Sementara itu, di Kebumen, Jawa Tengah, sekitar 350 petugas gabungan dari SAR, TNI, Polri, dan masyarakat relawan, masih terus melakukan upaya pencarian korban. Eko Widianto, Kepala Pelaksana Harian Badan Penanggulangan Bencara Daerah Kebumen kepada VOA mengatakan, ada tujuh korban akibat bencana kali ini. Enam korban di kawasan Kecamatan Sempor tertimbun tanah longsor dan satu korban hanyut karena banjir. Eko menambahkan, hingga hari Selasa, penggalian tanah masih dilakukan secara manual. Tidak ada alat berat yang bisa masuk, karena lokasi tanah longsor sangat terpencil.
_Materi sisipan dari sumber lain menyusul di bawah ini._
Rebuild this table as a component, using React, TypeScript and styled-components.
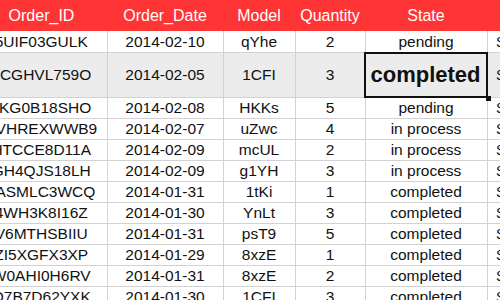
import styled, { createGlobalStyle } from 'styled-components';

const GlobalStyle = createGlobalStyle`
  html, body {
    margin: 0;
    padding: 0;
    background: #ffffff;
  }
  body {
    font-family: 'Liberation Sans', Arial, sans-serif;
  }
`;

type Order = {
  id: string;
  date: string;
  model: string;
  qty: number;
  state: string;
  price: string;
};

const orders: Order[] = [
  { id: '5UIF03GULK', date: '2014-02-10', model: 'qYhe', qty: 2, state: 'pending', price: '$395.20' },
  { id: '1CGHVL759O', date: '2014-02-05', model: '1CFI', qty: 3, state: 'completed', price: '$512.80' },
  { id: 'JKG0B18SHO', date: '2014-02-08', model: 'HKKs', qty: 5, state: 'pending', price: '$870.15' },
  { id: 'VVHREXWWB9', date: '2014-02-07', model: 'uZwc', qty: 4, state: 'in process', price: '$264.90' },
  { id: 'HTCCE8D11A', date: '2014-02-09', model: 'mcUL', qty: 2, state: 'in process', price: '$148.35' },
  { id: 'GH4QJS18LH', date: '2014-02-09', model: 'g1YH', qty: 3, state: 'in process', price: '$633.00' },
  { id: 'TASMLC3WCQ', date: '2014-01-31', model: '1tKi', qty: 1, state: 'completed', price: '$91.75' },
  { id: '4WH3K8I16Z', date: '2014-01-30', model: 'YnLt', qty: 3, state: 'completed', price: '$402.60' },
  { id: 'V6MTHSBIIU', date: '2014-01-31', model: 'psT9', qty: 5, state: 'completed', price: '$745.10' },
  { id: 'ZI5XGFX3XP', date: '2014-01-29', model: '8xzE', qty: 1, state: 'completed', price: '$129.99' },
  { id: 'W0AHI0H6RV', date: '2014-01-31', model: '8xzE', qty: 2, state: 'completed', price: '$259.98' },
  { id: 'O7B7D62YXK', date: '2014-01-30', model: '1CFI', qty: 3, state: 'completed', price: '$384.45' },
];

const EDIT_ROW = 1;

const Viewport = styled.div`
  width: 500px;
  height: 300px;
  overflow: hidden;
`;

const Sheet = styled.table`
  margin-left: -24px;
  border-collapse: collapse;
  table-layout: fixed;
  width: 700px;
  font-size: 15.5px;
  color: #111111;
`;

const HeadCell = styled.th`
  height: 31px;
  padding: 0;
  background: #ff3434;
  color: #ffffff;
  font-weight: 400;
  font-size: 16px;
  text-align: center;
  white-space: nowrap;
  overflow: hidden;
`;

const Row = styled.tr<{ $active?: boolean }>`
  background: ${({ $active }) => ($active ? '#ececec' : '#ffffff')};
`;

const Cell = styled.td<{ $tall?: boolean; $left?: boolean }>`
  height: ${({ $tall }) => ($tall ? '44px' : '20px')};
  padding: ${({ $left }) => ($left ? '0 0 0 9px' : '0')};
  border-bottom: 1px solid #d2d2d2;
  border-right: 1px solid #d2d2d2;
  text-align: ${({ $left }) => ($left ? 'left' : 'center')};
  white-space: nowrap;
  overflow: hidden;
  line-height: 20px;
`;

const FirstRowCell = styled(Cell)`
  height: 21px;
`;

const EditCell = styled.td`
  position: relative;
  padding: 0;
  border-bottom: 1px solid #d2d2d2;
  border-right: 1px solid #d2d2d2;
`;

const Editor = styled.div`
  box-sizing: border-box;
  height: 46px;
  margin: -1px -1px -1px -2px;
  border: 2px solid #111111;
  display: flex;
  align-items: center;
  justify-content: center;
  font-size: 22px;
  font-weight: 700;
  color: #111111;
`;

const FillHandle = styled.span`
  position: absolute;
  right: -4px;
  bottom: -4px;
  width: 5px;
  height: 5px;
  background: #111111;
`;

const columns = [
  { key: 'id', label: 'Order_ID', width: 131 },
  { key: 'date', label: 'Order_Date', width: 116 },
  { key: 'model', label: 'Model', width: 72 },
  { key: 'qty', label: 'Quantity', width: 70 },
  { key: 'state', label: 'State', width: 122 },
  { key: 'price', label: 'Total_Price', width: 189 },
];

export default function App() {
  return (
    <>
      <GlobalStyle />
      <Viewport>
        <Sheet>
          <colgroup>
            {columns.map((c) => (
              <col key={c.key} style={{ width: c.width }} />
            ))}
          </colgroup>
          <thead>
            <tr>
              {columns.map((c) => (
                <HeadCell key={c.key}>{c.label}</HeadCell>
              ))}
            </tr>
          </thead>
          <tbody>
            {orders.map((o, i) => {
              const active = i === EDIT_ROW;
              const C = i === 0 ? FirstRowCell : Cell;
              return (
                <Row key={o.id} $active={active}>
                  <C $tall={active}>{o.id}</C>
                  <C $tall={active}>{o.date}</C>
                  <C $tall={active}>{o.model}</C>
                  <C $tall={active}>{o.qty}</C>
                  {active ? (
                    <EditCell>
                      <Editor>{o.state}</Editor>
                      <FillHandle />
                    </EditCell>
                  ) : (
                    <C>{o.state}</C>
                  )}
                  <C $tall={active} $left>
                    {o.price}
                  </C>
                </Row>
              );
            })}
          </tbody>
        </Sheet>
      </Viewport>
    </>
  );
}
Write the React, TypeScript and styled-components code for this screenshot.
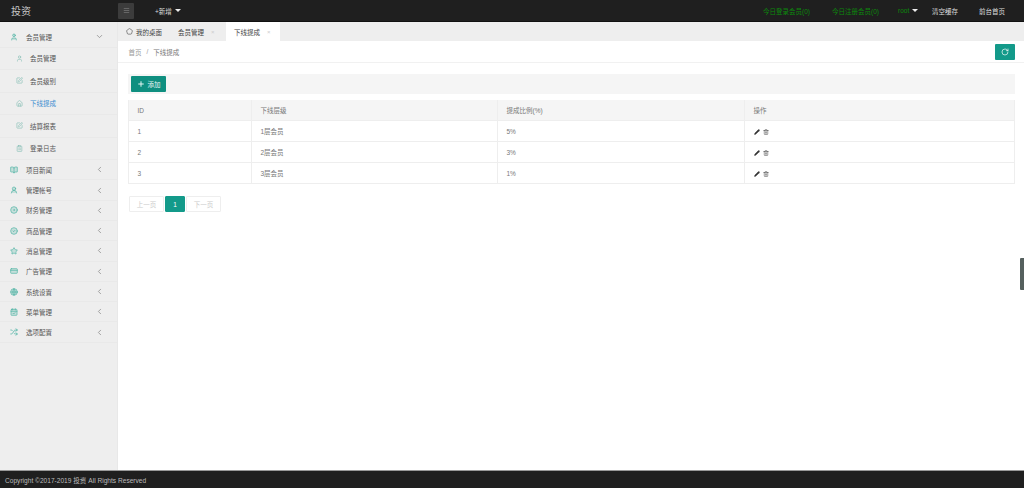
import React from "react";
import styled, { createGlobalStyle } from "styled-components";
import {
  User, UserRound, SquarePen, House, ChevronDown, ChevronLeft, BookOpen, CircleCheck, Star, CreditCard,
  Globe, CalendarCheck, Shuffle, CircleDot, Pencil, Trash2, RotateCw, Plus, Menu, ClipboardList, Pentagon, type LucideIcon,
} from "lucide-react";

const Global = createGlobalStyle`
  html, body { margin: 0; padding: 0; background: #fff; }
  body { font-family: "Liberation Sans", "Noto Sans CJK SC", sans-serif; font-size: 6.5px; color: #676a6c; }
  * { box-sizing: border-box; }
`;
const Page = styled.div`
  width: 1024px; height: 488px; display: flex; flex-direction: column; position: relative; overflow: hidden;
`;
const Header = styled.header`
  height: 22px; flex: none; background: #1f1f1f; display: flex; align-items: center; border-bottom: 1px solid #111;
`;
const Brand = styled.div`
  width: 118px; padding-left: 11px; color: #c8c8c8; font-size: 10px; flex: none;
`;
const MenuButton = styled.div`
  width: 16px; height: 16px; background: #3c3c3c; border-radius: 1px; display: flex; align-items: center; justify-content: center; color: #888;
`;
const AddMenu = styled.div`
  margin-left: 21px; color: #ddd; font-size: 6.5px; display: flex; align-items: center; gap: 3px;
`;
const Caret = styled.span`
  width: 0; height: 0; border-left: 3px solid transparent; border-right: 3px solid transparent; border-top: 3px solid #eee;
`;
const HeaderRight = styled.div`
  margin-left: auto; display: flex; align-items: center; font-size: 6.5px; padding-right: 20px;
`;
const Stat = styled.span<{ $w: number }>`
  color: #0c8a0c; width: ${(p) => p.$w}px; display: flex; align-items: center; gap: 3px; white-space: nowrap;
`;
const HeaderLink = styled.span<{ $w: number }>`
  color: #ddd; width: ${(p) => p.$w}px; white-space: nowrap;
`;
const Body = styled.div`
  flex: 1; display: flex; min-height: 0;
`;
const Sidebar = styled.aside`
  width: 118px; flex: none; background: #eee; padding-top: 5.3px; border-right: 1px solid #e8e8e8;
`;
const ParentRow = styled.div`
  height: 20.3px; display: flex; align-items: center; padding-left: 10px; border-bottom: 1px solid #e9e9e9; color: #555;
  & > svg:first-child { color: #4fb3a5; fill: rgba(79, 179, 165, 0.25); flex: none; }
`;
const ParentLabel = styled.span`
  margin-left: 8px; flex: 1;
`;
const ChevronSlot = styled.span`
  width: 22px; flex: none; color: #888; display: flex;
`;
const ChildRow = styled.div<{ $active?: boolean }>`
  height: 22.5px; display: flex; align-items: center; padding-left: 16px; border-bottom: 1px solid #e9e9e9;
  color: ${(p) => (p.$active ? "#3c8dd0" : "#555")};
  & > svg { color: #7fbcb2; margin-right: 7px; flex: none; }
`;
const Main = styled.main`
  flex: 1; min-width: 0; display: flex; flex-direction: column; background: #fff;
`;
const Tabs = styled.nav`
  height: 19px; background: #eee; display: flex; flex: none;
`;
const Tab = styled.div<{ $active?: boolean; $w: number }>`
  width: ${(p) => p.$w}px; display: flex; align-items: center; padding-left: 8px; gap: 3px; white-space: nowrap; color: #444;
  background: ${(p) => (p.$active ? "#fff" : "transparent")};
`;
const TabClose = styled.span`
  margin-left: 4px; color: #ccc; font-size: 6px;
`;
const BreadcrumbBar = styled.div`
  height: 22px; flex: none; display: flex; align-items: center; padding: 0 9px 0 10.5px; border-bottom: 1px solid #f1f1f1; color: #999;
`;
const Slash = styled.span`
  margin: 0 5px;
`;
const Current = styled.span`
  color: #777;
`;
const RefreshButton = styled.div`
  margin-left: auto; width: 20px; height: 16px; background: #139a8a; border-radius: 1px; display: flex; align-items: center; justify-content: center; color: #fff;
`;
const Content = styled.div`
  padding: 11px 9px 0 10px;
`;
const Toolbar = styled.div`
  height: 20px; background: #f5f5f5; padding-left: 3px; display: flex; align-items: center; margin-bottom: 6px;
`;
const AddButton = styled.div`
  width: 35px; height: 16px; background: #0f8f80; color: #e6f5f3; border-radius: 1px; display: flex; align-items: center; justify-content: center; gap: 3px;
`;
const Table = styled.table`
  width: 887px; border-collapse: separate; border-spacing: 0; table-layout: fixed; border-left: 1px solid #eee;
`;
const Th = styled.th<{ $w?: number }>`
  height: 21px; padding: 0 0 0 8.5px; background: #f5f5f5; font-weight: 400; text-align: left; color: #777;
  border-right: 1px solid #eee; border-bottom: 1px solid #eee;
  ${(p) => (p.$w ? `width: ${p.$w}px;` : "")}
`;
const Td = styled.td`
  height: 21px; padding: 0 0 0 8.5px; color: #777; border-right: 1px solid #eee; border-bottom: 1px solid #eee;
`;
const Actions = styled.span`
  display: inline-flex; gap: 3px; align-items: center; color: #444; vertical-align: middle;
`;
const Pager = styled.div`
  margin: 12px 0 0 1px; display: flex; height: 16px; gap: 1px;
`;
const PageItem = styled.div<{ $active?: boolean; $w: number }>`
  width: ${(p) => p.$w}px; display: flex; align-items: center; justify-content: center; border-radius: 1px;
  border: 1px solid ${(p) => (p.$active ? "#139a8a" : "#eee")};
  background: ${(p) => (p.$active ? "#139a8a" : "#fff")}; color: ${(p) => (p.$active ? "#fff" : "#ccc")};
`;
const Footer = styled.footer`
  height: 18px; flex: none; background: #1f1f1f; border-top: 1px solid #999; color: #bbb; display: flex; align-items: center; padding-left: 5px; font-size: 6.6px;
`;
const SideHandle = styled.div`
  position: absolute; right: 0; top: 258px; width: 4px; height: 32px; background: #55605e; border-radius: 1px 0 0 1px;
`;

const parents: [string, LucideIcon][] = [
  ["项目新闻", BookOpen], ["管理帐号", UserRound], ["财务管理", CircleDot], ["商品管理", CircleCheck], ["消息管理", Star],
  ["广告管理", CreditCard], ["系统设置", Globe], ["菜单管理", CalendarCheck], ["选项配置", Shuffle],
];
const children: [string, LucideIcon, boolean?][] = [
  ["会员管理", User], ["会员级别", SquarePen], ["下线提成", House, true], ["结算报表", SquarePen], ["登录日志", ClipboardList],
];
const rows = [["1", "1层会员", "5%"], ["2", "2层会员", "3%"], ["3", "3层会员", "1%"]];

export default function App() {
  return (
    <Page>
      <Global />
      <Header>
        <Brand>投资</Brand>
        <MenuButton><Menu size={7} /></MenuButton>
        <AddMenu>+新增 <Caret /></AddMenu>
        <HeaderRight>
          <Stat $w={69}>今日登录会员(0)</Stat>
          <Stat $w={66}>今日注册会员(0)</Stat>
          <Stat $w={34}>root <Caret /></Stat>
          <HeaderLink $w={47}>清空缓存</HeaderLink>
          <HeaderLink $w={25}>前台首页</HeaderLink>
        </HeaderRight>
      </Header>
      <Body>
        <Sidebar>
          <ParentRow>
            <User size={8} /><ParentLabel>会员管理</ParentLabel>
            <ChevronSlot><ChevronDown size={9} /></ChevronSlot>
          </ParentRow>
          {children.map(([label, Icon, active]) => (
            <ChildRow key={label} $active={active}><Icon size={7} />{label}</ChildRow>
          ))}
          {parents.map(([label, Icon]) => (
            <ParentRow key={label}>
              <Icon size={8} /><ParentLabel>{label}</ParentLabel>
              <ChevronSlot><ChevronLeft size={9} /></ChevronSlot>
            </ParentRow>
          ))}
        </Sidebar>
        <Main>
          <Tabs>
            <Tab $w={52}><Pentagon size={7} /> 我的桌面</Tab>
            <Tab $w={56}>会员管理<TabClose>×</TabClose></Tab>
            <Tab $active $w={54}>下线提成<TabClose>×</TabClose></Tab>
          </Tabs>
          <BreadcrumbBar>
            首页<Slash>/</Slash><Current>下线提成</Current>
            <RefreshButton><RotateCw size={8} /></RefreshButton>
          </BreadcrumbBar>
          <Content>
            <Toolbar>
              <AddButton><Plus size={8} strokeWidth={3} />添加</AddButton>
            </Toolbar>
            <Table>
              <thead>
                <tr>
                  <Th $w={123}>ID</Th><Th $w={246}>下线层级</Th><Th $w={247}>提成比例(%)</Th><Th>操作</Th>
                </tr>
              </thead>
              <tbody>
                {rows.map(([id, level, pct]) => (
                  <tr key={id}>
                    <Td>{id}</Td><Td>{level}</Td><Td>{pct}</Td>
                    <Td><Actions><Pencil size={6} fill="#333" /><Trash2 size={6} /></Actions></Td>
                  </tr>
                ))}
              </tbody>
            </Table>
            <Pager>
              <PageItem $w={35}>上一页</PageItem>
              <PageItem $active $w={20}>1</PageItem>
              <PageItem $w={35}>下一页</PageItem>
            </Pager>
          </Content>
        </Main>
      </Body>
      <Footer>Copyright ©2017-2019 投资 All Rights Reserved</Footer>
      <SideHandle />
    </Page>
  );
}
Sempor adalah kawasan perbukitan curam yang membatasi Kebumen dan Banjarnegara.
Menurut catatan BPBD setempat, sebelum ini longsor sering terjadi dalam skala kecil, dan hanya sekadar merusak rumah warga. Kenyataan ini membuat warga sangat sulit untuk diajak lebih peduli bencana. Baru kali ini longsor yang terjadi menelan korban jiwa,.Dia berharap akan timbul kesadaran baru di kalangan masyarakat Kebumen, bahwa mereka tinggal di kawasan rawan bencana.
“Dari data yang ada, Kabupaten Kebumen ini dari 26 kecamatan yang ada, 17 kecamatan rawan longsor dan banjir. Namun, kejadian-kejadian bencana sebelum ini sifatnya kecil, tidak ada yang volume runtuhannya sebesar yang terjadi di Sempor ini. Kadang-kadang, kenyataan itu juga menjadi kendala kami pada saat memberikan pemahaman kepada masyarakat akan ancaman bencana,” ujar Eko Widianto.
Tim peneliti UGM sudah memasang LEWS di sisi timur kawasan Kebumen. Kawasan tersebut juga rawan tanah longsor. Untuk sementara ini, masyarakat diharapkan bersedia melakukan patroli di perbukitan untuk mengawasi retakan tanah. Jika memang retakan tanah terjadi, masyarakat dihimbau meninggalkan rumah apabila terjadi hujan lebat dalam periode waktu lebih dari empat jam.